European equities opened slightly higher, influenced by Wall Street’s recent rebound alongside US futures’ decline

    by VT Markets
    /
    Jun 3, 2025

    European equities opened with slight gains, counteracting minor declines from the previous day. Index changes include Eurostoxx, Germany’s DAX, and France’s CAC 40, each up by 0.2%, while the UK’s FTSE rose 0.3%. Spain’s IBEX remained unchanged, and Italy’s FTSE MIB decreased by 0.1%.

    The slight rise in European stocks mirrors a late recovery in Wall Street markets. However, any positive sentiment is tempered by a 0.35% drop in S&P 500 futures. Trade uncertainty persists, and upcoming US-EU discussions may impact European indices later in the week.

    European Stock Movement

    This morning’s upward movement in European stock indices follows a soft bounce from the sell-off we observed previously. While the uptick is not dramatic, it does reflect an attempt by markets to stabilise after the subdued tone on Tuesday. The leading indices—those tracking broader regions like the Eurozone or specific heavyweight economies such as Germany and France—barely moved more than a third of a per cent. The UK’s benchmark added a bit more, slightly outpacing its continental peers. Spain’s flat performance and Milan’s minor downtick suggest selective positioning rather than consistency across national markets.

    Yesterday’s evening session in the US helped to stabilise risk sentiment—but just about. The S&P 500 managed an intraday pullback off its lows, hinting at buyers tentatively stepping back in. Yet, the futures market isn’t buying into sustained upside, as we wake up to red prints ahead of the US cash open. A 0.35% slide in futures this morning puts pressure on risk appetite, particularly in the absence of fresh catalysts.
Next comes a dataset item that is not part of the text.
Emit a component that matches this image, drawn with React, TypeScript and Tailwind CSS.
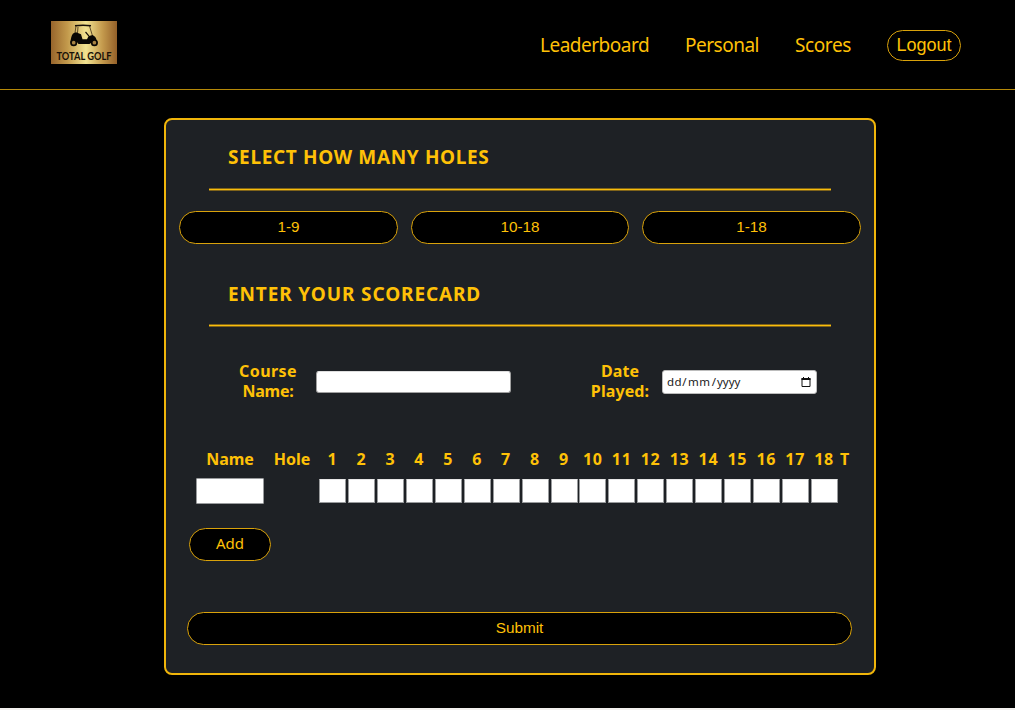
import React from "react";

const holes = Array.from({ length: 18 }, (_, i) => i + 1);

const pill =
  "flex items-center justify-center rounded-full border border-[#d9a20b] bg-black font-['Liberation_Sans',sans-serif] text-[#ffc107]";

function Logo() {
  return (
    <svg className="overflow-visible" width="66" height="43" viewBox="0 0 66 43" aria-label="Total Golf">
      <defs>
        <linearGradient id="gold" x1="0" x2="1" y1="0" y2="0">
          <stop offset="0" stopColor="#98652c" />
          <stop offset="0.25" stopColor="#c39a4c" />
          <stop offset="0.53" stopColor="#f2e391" />
          <stop offset="0.78" stopColor="#c49a4d" />
          <stop offset="1" stopColor="#946029" />
        </linearGradient>
      </defs>
      <rect width="66" height="43" fill="url(#gold)" />
      <path d="M24 4.7Q32 3.6 40 4.7" fill="none" stroke="#171008" strokeWidth="1.5" />
      <path d="M25 5L23.5 15M38.5 5L41.5 15M27 6L26.4 13" fill="none" stroke="#3c2b13" strokeWidth="0.8" />
      <path d="M22 12.5L25 11.2L30 13.3L31.5 18.2H36L37.5 15.2L41.5 14Q45 15.6 45.5 19L46.2 22H40L38.5 23H27.5L25.5 20.5L19.5 21.8Q19.7 15.5 22 12.5Z" fill="#090704" />
      <path d="M34.5 11L38 15.2" stroke="#171008" strokeWidth="1.2" />
      <circle cx="22.7" cy="21.7" r="2.7" fill="#a88343" stroke="#090704" strokeWidth="1.7" />
      <circle cx="43.4" cy="21.7" r="2.7" fill="#a88343" stroke="#090704" strokeWidth="1.7" />
      <text transform="translate(5.5 38.5) scale(0.82 1)" fontFamily="Lato, sans-serif" fontSize="11.3" fontWeight="700" fill="#171008">TOTAL GOLF</text>
    </svg>
  );
}

function Rule() {
  return <div className="ml-[43px] h-[3px] w-[622px] border-y border-[#80641a] bg-[#f9bd0a]" />;
}

export default function App() {
  return (
    <div className="flex h-[710px] w-full flex-col overflow-hidden border-b-2 border-[#f3f1ef] bg-black font-['Noto_Sans',sans-serif] text-[#ffc107]">
      <header className="flex h-[90px] shrink-0 items-start border-b border-b-[#b58908] pl-[51px] pt-[21px]">
        <Logo />
        <nav className="ml-[423px] mt-[8px] flex h-[31px] items-center text-[19px] leading-[30px]">
          <a className="w-[145px] whitespace-nowrap tracking-[-0.5px]">Leaderboard</a>
          <a className="w-[110px] whitespace-nowrap tracking-[-0.5px]">Personal</a>
          <a className="w-[92px] whitespace-nowrap tracking-[-0.4px]">Scores</a>
          <button className={`${pill} mt-px h-[31px] w-[74px] text-[18px]`}>Logout</button>
        </nav>
      </header>

      <main className="ml-[164px] mt-[28px] flex h-[557px] w-[712px] flex-col rounded-[8px] border-2 border-[#f0b50a] bg-[#1e2125]">
        <h2 className="mt-[22px] h-[30px] pl-[62px] text-[19px] font-bold leading-[30px]">
          <span className="whitespace-nowrap tracking-[0.65px]">SELECT HOW MANY HOLES</span>
        </h2>
        <div className="mt-[16px]"><Rule /></div>
        <div className="ml-[13px] mt-[20px] flex gap-[13px]">
          <button className={`${pill} h-[33px] w-[219px] pb-px text-[15.3px]`}>1-9</button>
          <button className={`${pill} h-[33px] w-[218px] pb-px text-[15.3px]`}>10-18</button>
          <button className={`${pill} h-[33px] w-[219px] pb-px text-[15.3px]`}>1-18</button>
        </div>

        <h2 className="mt-[35px] h-[30px] pl-[62px] text-[19px] font-bold leading-[30px]">
          <span className="whitespace-nowrap tracking-[0.88px]">ENTER YOUR SCORECARD</span>
        </h2>
        <div className="mt-[15px]"><Rule /></div>

        <div className="mt-[34px] flex h-[40px] items-center text-center text-[16px] font-bold leading-[20px]">
          <label className="ml-[67px] w-[70px] tracking-[0.4px]">Course<br /><span className="tracking-[-0.2px]">Name:</span></label>
          <input className="ml-[13px] mt-[2px] h-[22px] w-[195px] rounded-[3px] border border-[#a0a0a0] border-t-[#dedede] bg-white px-1 text-[12px] text-black" />
          <label className="ml-[74px] w-[70px] tracking-[0.1px]">Date<br />Played:</label>
          <div className="ml-[7px] mt-[2px] flex h-[24px] w-[155px] items-center rounded-[3px] border border-[#bcbcbc] bg-white pb-px pl-[4px] pr-[5px] text-[11.5px] font-normal text-[#202020]">
            <span className="w-[14px] text-left tracking-[0.4px]">dd</span>
            <span className="w-[7px]">/</span>
            <span className="w-[23px] text-left tracking-[0.5px]">mm</span>
            <span className="w-[6px]">/</span>
            <span className="text-left">yyyy</span>
            <svg className="ml-auto" width="10" height="10" viewBox="0 0 10 10">
              <path d="M1 1.5H9V9.5H1Z" fill="none" stroke="#111" />
              <path d="M.5 1H9.5V3H.5ZM2 0h1v1H2ZM7 0h1v1H7Z" fill="#111" />
            </svg>
          </div>
        </div>

        <div className="mt-[46px] flex h-[24px] items-center text-center text-[16px] font-bold leading-[24px]">
          <span className="ml-[30px] w-[68px] tracking-[0px]">Name</span>
          <span className="ml-[8px] w-[40px] tracking-[0px]">Hole</span>
          <div className="ml-[6px] flex">
            {holes.map((hole) => (
              <span key={hole} className="w-[28.93px] tracking-[0.7px]">{hole}</span>
            ))}
          </div>
          <span className="w-[12px]">T</span>
        </div>
        <div className="mt-[7px] flex h-[26px] items-center">
          <input className="ml-[30px] h-[26px] w-[68px] rounded-[1px] border border-[#999b9d] bg-white" />
          <div className="ml-[55px] flex">
            {holes.map((hole) => (
              <div key={hole} className="w-[28.95px]">
                <input className="block h-[24px] w-[27px] rounded-[1px] border border-[#999b9d] border-t-[#e8e8e8] bg-white" />
              </div>
            ))}
          </div>
        </div>
        <button className={`${pill} ml-[23px] mt-[24px] h-[33px] w-[82px] !font-['Noto_Sans',sans-serif] pb-[2px] text-[15px]`}>Add</button>
        <button className={`${pill} ml-[21px] mt-[51px] h-[33px] w-[665px] pb-px text-[15.3px]`}>Submit</button>
      </main>
    </div>
  );
}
    This environment is being shaped, in large part, by policy noise rather than economic data. Talks between the United States and European Union remain unsettled. There is still measurable tension around trade alignment, tariffs, and subsidy frameworks, all of which weigh on forward-looking equity multiples in Europe. While nothing has broken materially, desk chatter points to an unwillingness to extend risk given the low conviction setup.

    Trading Strategies

    For those of us navigating index derivatives, patience remains a valuable commodity. The lack of volatility expansion on the open—despite fresh headlines overnight—tells us there’s an underlying wait-and-see behaviour. What we’ve seen more of is option activity skewed to the downside along the 1-2 week horizon, which matches the cautious tone. Ultimately, we’re watching for delta shifts around options maturities, particularly at the end of this week when large notional exposures start to roll.

    Volumes are still lighter than average, though this is not uncommon ahead of pre-scheduled policy encounters. It will only take one out-of-consensus comment to force repositioning. In the meantime, short-term exposures remain key. Trading the intraday moves—rather than leaning aggressively into directional bias—has proved more effective. Watching the move in implied vols late in yesterday’s New York session told us a fair bit; the quick fade after the initial knee-jerk bid implied no one is yet preparing for a major dislocation. That may not last.

    Be selective. Tighten stops. Know your gamma in the post-noon CET window when US flows begin filtering into the book. It’s there that spreads begin to widen and more erratic price action has surfaced in recent sessions. Prices may look stable on the surface, but the tape remains twitchy under pressure.